Об объективности и «протеизме» Пушкина писали множество раз, начиная с Киреевского и Гнедича; позже, в 40–е годы уже, об объективности Пушкина особенно ясно сказал Гоголь: «Все наши русские поэты: Державин, Жуковский, Батюшков удержали свою личность. У одного Пушкина её нет. Что схватишь из его сочинений о нём самом? Поди, улови его характер, как человека! Наместо его предстанет тот же чудный образ, на всё откликающийся и одному себе только не находящий отклика». Для Гоголя объективность Пушкина – уникальная, идеальное поэтическое сознание: «Пушкин дан был миру на то, чтобы доказать собою, что такое сам поэт, и ничего больше.».[39]
Как заметно расходятся эти характеристики с оценками близких друзей—литераторов в 20–е годы, в ходе возникновения «Онегина», по прочтении той или иной главы! Катенин и Вяземский, мы помним, замечали прежде всего самого Пушкина, «его характер, как человека», его разговор и весёлость. Они были близко и к Пушкину самому, и к его на глазах возникающему «созданию»: они ещё не имели целого и видели отдельные стихи или, самое большее, главы. Гоголь судит о Пушкине в целом с большой дистанции и временной и личной, ибо и личное его отношение совершенно другое, нет для него эмпирического житейского Пушкина, а есть «русской человек в его развитии» и есть «сам поэт».
Так роман в стихах по—разному воспринимается «слишком близко» и «на расстоянии», подобно тому как смотрится живописное полотно. Необходима дистанция, чтобы мазки превратились в формы, и необходима дистанция (чувство дистанции, которая есть объективно в романе, распределяет его отношения в плане), чтобы в полном объёме раскрылся основной в композиции всеобъемлющий образ я, который ступенями переходит от приятеля или частного Пушкина к сознанию автора, ставшему объективным миром романа, равному целой жизни. Этими переходами нам представлено удивительное явление – объективность поэтического сознания, его особая человеческая природа: ибо оно громадно перерастает и превосходит отдельное я поэта.
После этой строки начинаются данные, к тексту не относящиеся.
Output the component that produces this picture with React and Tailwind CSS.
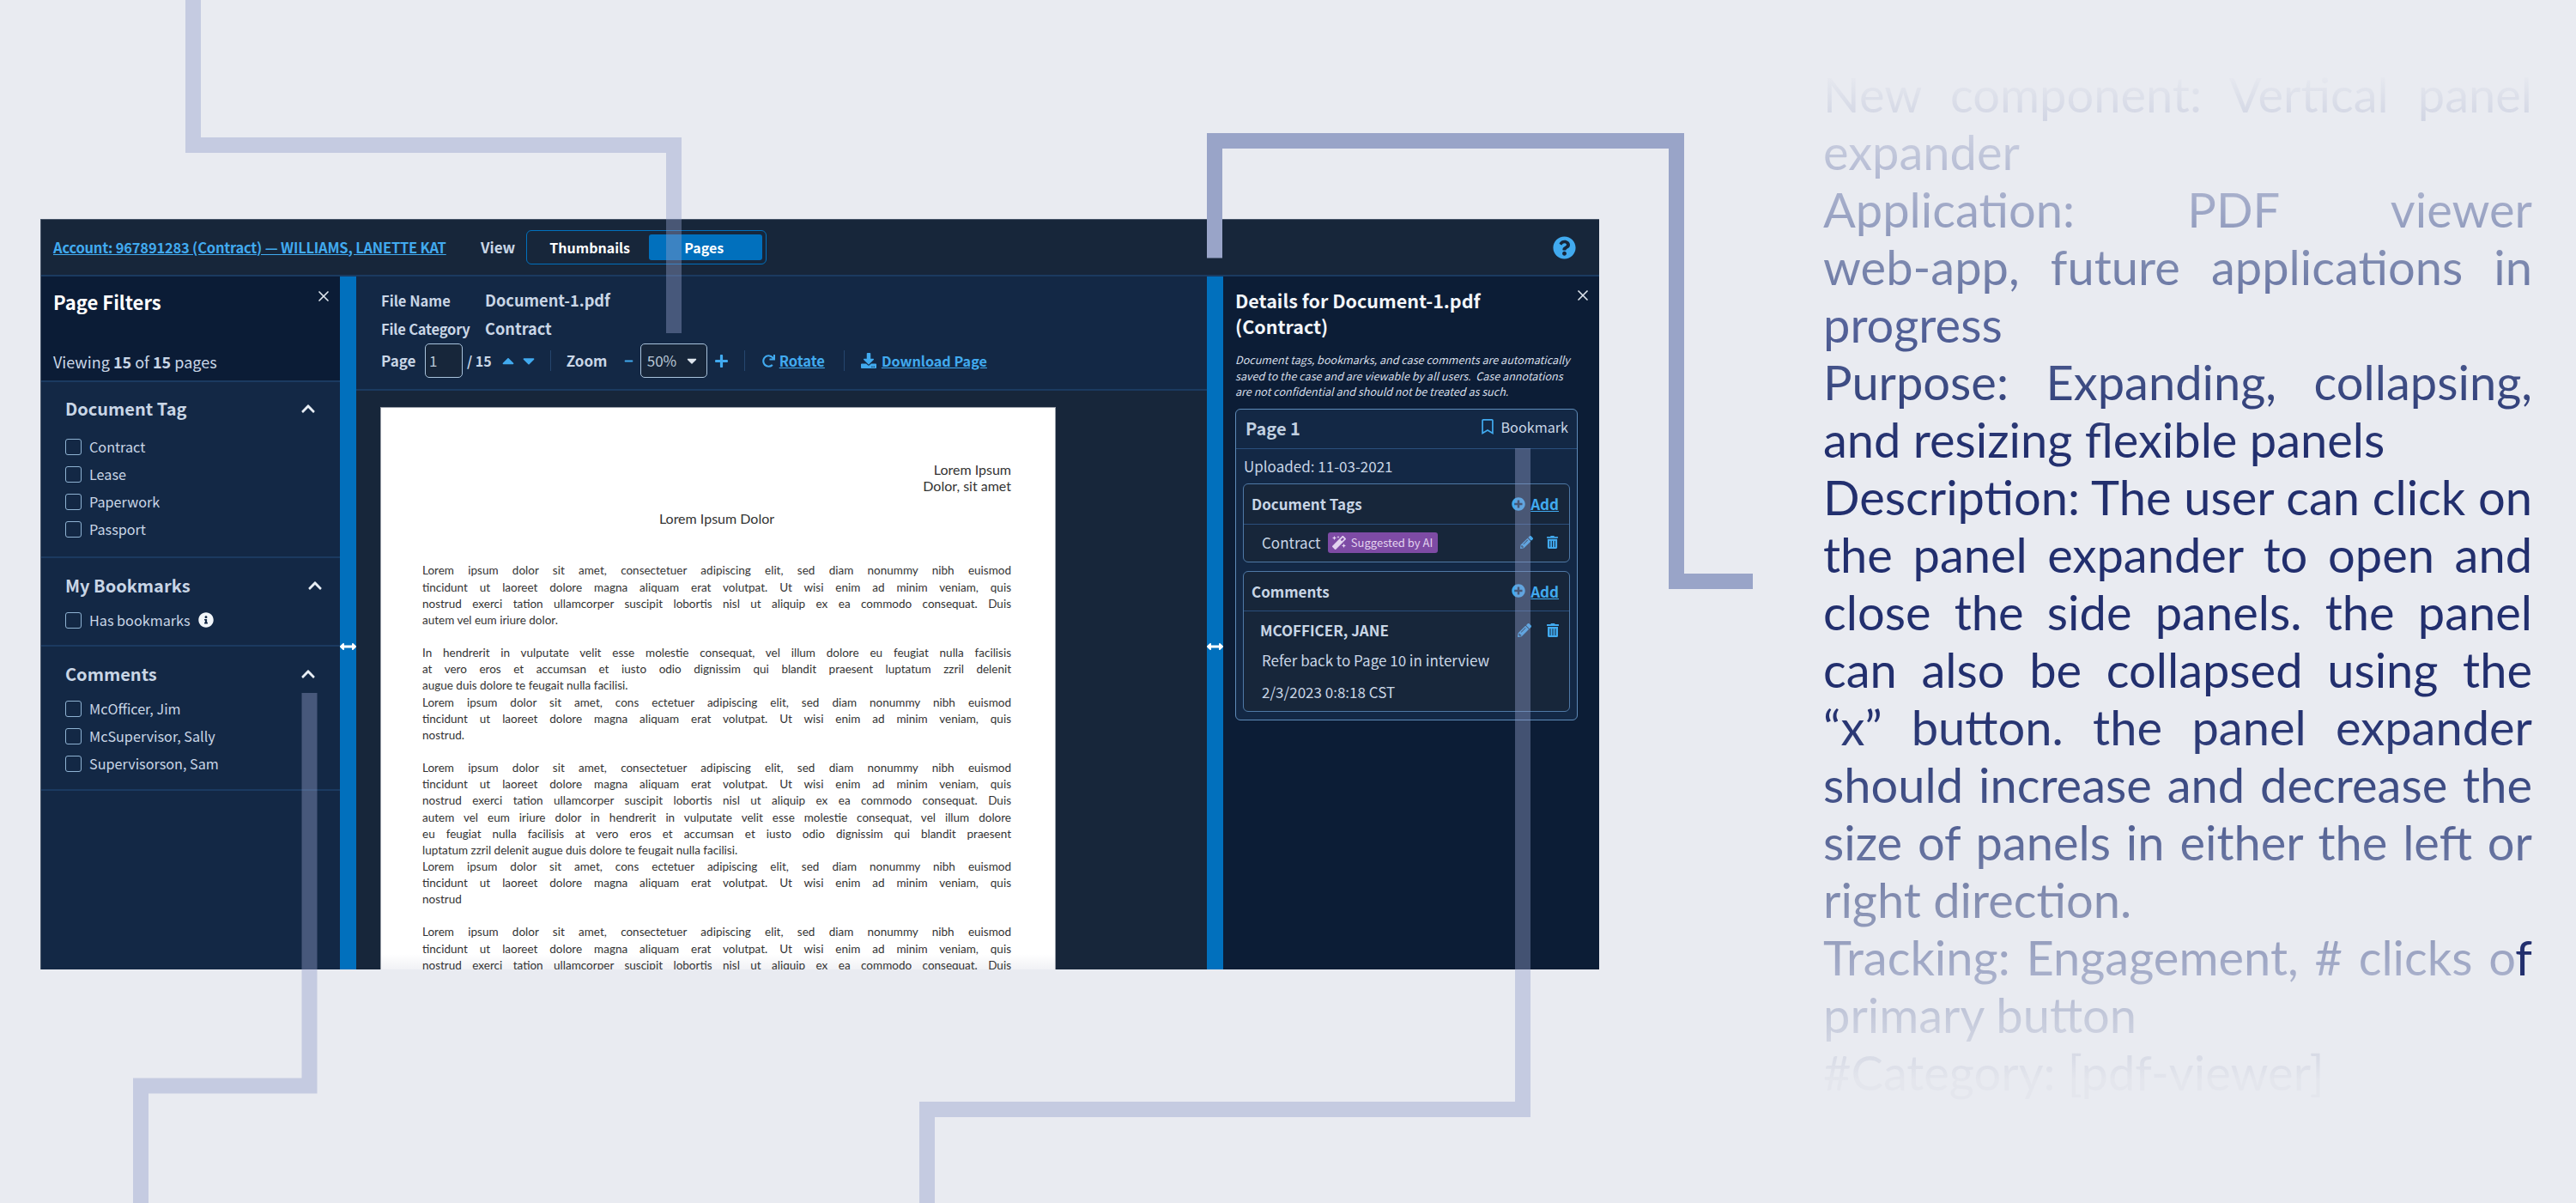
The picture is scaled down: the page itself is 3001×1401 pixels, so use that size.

Поэтому в «Онегине» – разные измерения я. То и дело является частное я, единица большого мира: В сем омуте, где с вами я / Купаюсь, милые друзья!; Иль просто будет добрый малый, / Как вы да я, как целый свет? Своего рода масштабом может служить фигура в нескольких строфах первой главы – мы уже говорили о ней. Сам Александр Сергеич Пушкин / C мосьё Онегиным стоит. Здесь образ я наиболее воплощён, вошёл в сюжет Онегина действующим лицом, из голоса обратился в тело. Здесь я вполне в той же самой действительности и в одном размере с героем романа; но этот я, наиболее воплощённый, наиболее отчуждён, ограничен, связан, условен, фиктивен. Он только озлоблен и всеми чертами Онегину равен; их разность начисто в строфах о «дружбе» забыта. Он даже «меньше» чуть—чуть своего приятеля, смотрит несколько, как ученик, снизу вверх: Сперва Онегина язык / Меня смущал; но я привык… Этим я—персонажем, словно масштабом, можно измерить соотношения планов в композиции романа в стихах. Сам Александр Сергеич Пушкин в широких границах я всего более далёк от настоящего Пушкина.[40] Вот почему нам кажется лишь относительно верным следующее замечание Г. Гуковского: «автор в „Евгении Онегине“ – не демиург мира, а лишь наблюдатель и комментатор событий, стоящий рядом с героями и не поглощающий их. Он равен им в качестве такого же объективного лица.».[41] Но это лишь малое я, и видеть в качестве «образа автора» только его – значит рассматривать слишком близко «живопись» пушкинского романа.
40
«Пушкин также не любил слыть в обществе стихотворцем и сочинителем. Таковым охотно являлся он в кабинете Жуковского или Крылова. Но в обществе хотел он быть принимаем как Александр Сергеевич Пушкин» (П. А. Вяземский. Взгляд на литературу нашу в десятилетие после смерти Пушкина // Полн. собр. соч. Т. II. СПб., 1879. С. 349; Он же. Эстетика и литературная критика. М.: Искусство, 1984. С. 305–306).
41
Г. А. Гуковский. Пушкин и проблемы реалистического стиля. М.: Гослитиздат, 1957. С. 144.